I'm not sure if everyone knows who Alan Smithee is. If you look him up in a reference book, he has the worst credit list of any filmmaker; nothing but garbage. But he doesn't exist. He's a pseudonym invented by the Director's Guild for directors who want their names taken off their films. Generally this request is only granted if the film in question has been taken away and re-cut against the director's wishes. The new film An Alan Smithee Film: Burn Hollywood Burn asks the question, what if the director's name really is Alan Smithee?

An Alan Smithee Film: Burn Hollywood Burn is shot in fake-documentary style, telling the story of what happens when a guy named Alan Smithee (Eric Idle) shoots a film that he doesn't like and is re-cut by the studio. Studio heads, writers, actors, and friends and family are interviewed, and they all talk to the camera. An Alan Smithee Film: Burn Hollywood Burn is actually directed by Alan Smithee, who this time is really Arthur Hiller, the president of the Academy of Motion Picture Arts and Sciences, and also the president of the DGA. Hiller actually had to use the Smithee pseudonym after he disagreed with writer Joe Eszterhas' version of the final cut, and lost.

The movie had already developed a horrible reputation before I got to see it in a screening here in San Francisco. It was written by Joe Eszterhas, perhaps the worst (and most highly paid) screenwriter in history, whose credits include the abysmal Sliver (1993), Jade (1995), and Showgirls (1995). But, as a comedy, An Alan Smithee Film: Burn Hollywood Burn is completely irreverent. It's unafraid of the consequences of its existence, and it's brutally nasty , offensive, and abrasive. In other words, the kind of comedy they used to make in the 70's before things became politically correct.

An Alan Smithee Film: Burn Hollywood Burn follows the production of an expensive action movie (with the same budget as Titanic) called Trio, starring Whoopi Goldberg, Jackie Chan and Sylvester Stallone (who all appear as themselves). Alan Smithee is an editor who gets the job directing Trio as his first film. When the film is finished, he is astounded at how awful it is, so he steals the negative. He links up with the underground of L.A., the black militant filmmakers, represented here by the Brothers Brothers, Leon and Dion Brothers (played very well by Chuck D and Coolio). The Brothers Brothers try to negotiate with the producer (Ryan O'Neal) and studio head (Richard Jeni), who get the Brothers mixed up with Spike Lee ("I loved Malcolm X!"). In the end, Smithee burns the film, and then his life story is optioned for $5 million.

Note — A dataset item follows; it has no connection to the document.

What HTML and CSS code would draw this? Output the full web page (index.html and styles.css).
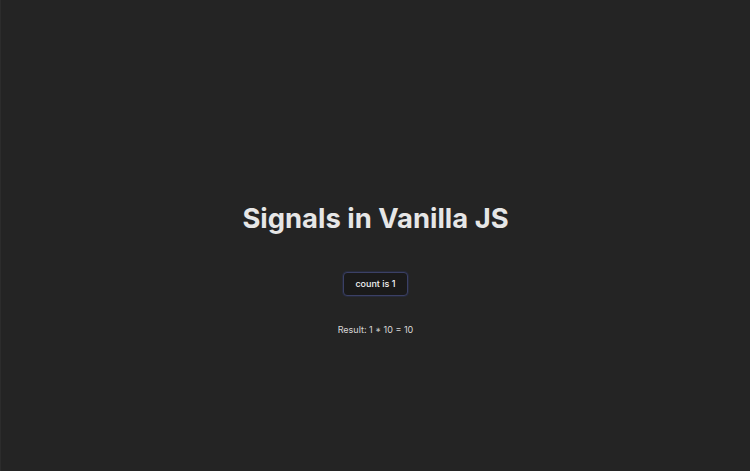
FILE: index.html
```html
<!DOCTYPE html>
<html lang="en">
<head>
<meta charset="UTF-8">
<title>Signals in Vanilla JS</title>
<link rel="stylesheet" href="styles.css">
</head>
<body>
<div class="app">
  <h1 class="title">Signals in Vanilla JS</h1>
  <div class="card">
    <button class="counter" type="button">count is 1</button>
  </div>
  <p class="result">Result: 1 * 10 = 10</p>
</div>
</body>
</html>
```

FILE: styles.css
```css
html, body {
  margin: 0;
  padding: 0;
}
body {
  background: #242424;
  color: rgba(255, 255, 255, 0.87);
  font-family: Inter, "Noto Sans", sans-serif;
  font-size: 8px;
  line-height: 1.5;
  min-height: 100vh;
  display: flex;
  align-items: center;
  justify-content: center;
  border-left: 1px solid #2c2c2c;
  box-sizing: border-box;
  padding-top: 68px;
}
.app {
  display: flex;
  flex-direction: column;
  align-items: center;
  text-align: center;
}
.title {
  margin: 0;
  font-size: 27.4px;
  line-height: 1.1;
  font-weight: 700;
  color: #e6e6e6;
}
.card {
  padding-top: 38px;
}
.counter {
  font-family: Inter, "Noto Sans", sans-serif;
  font-size: 9px;
  font-weight: 500;
  line-height: 12px;
  color: #f2f2f2;
  background: #1a1a1a;
  border: 1px solid #3b4065;
  border-radius: 4px;
  padding: 5px 11px;
  box-shadow: 0 0 0 1px #262a3a;
}
.result {
  margin: 28px 0 0;
  font-size: 9px;
  line-height: 12px;
  color: #d8d8d8;
}
```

Eszterhas isn't just interested in skewering the producers. He skewers everyone, even himself. At one point, Smithee proclaims solemnly that Trio is "worse than Showgirls." In another sequence, the writers of Trio, which include Shane Black, Eszterhas himself, Billy Bob Thornton and a critic named Shiela Maslin (a combination of Janet Maslin and Shiela Benson) are interviewed. Maslin addresses the camera, "I got the script, and I got to take out every word Eszterhas had put in -- a critic's dream."

The movie moves fast and is very short, so the laughs come from individual moments, not from any kind of character development. (The Player this ain't.) There's no real poetry or style. The normally funny Eric Idle doesn't seem to get a single laugh -- he just frets. I can also see where Hollywood people would hate this movie, and people who don't read Variety every day wouldn't get it, leaving only a few hundred movie buffs living in San Francisco for its core audience. If you fit that bill, you'll enjoy An Alan Smithee Film: Burn Hollywood Burn.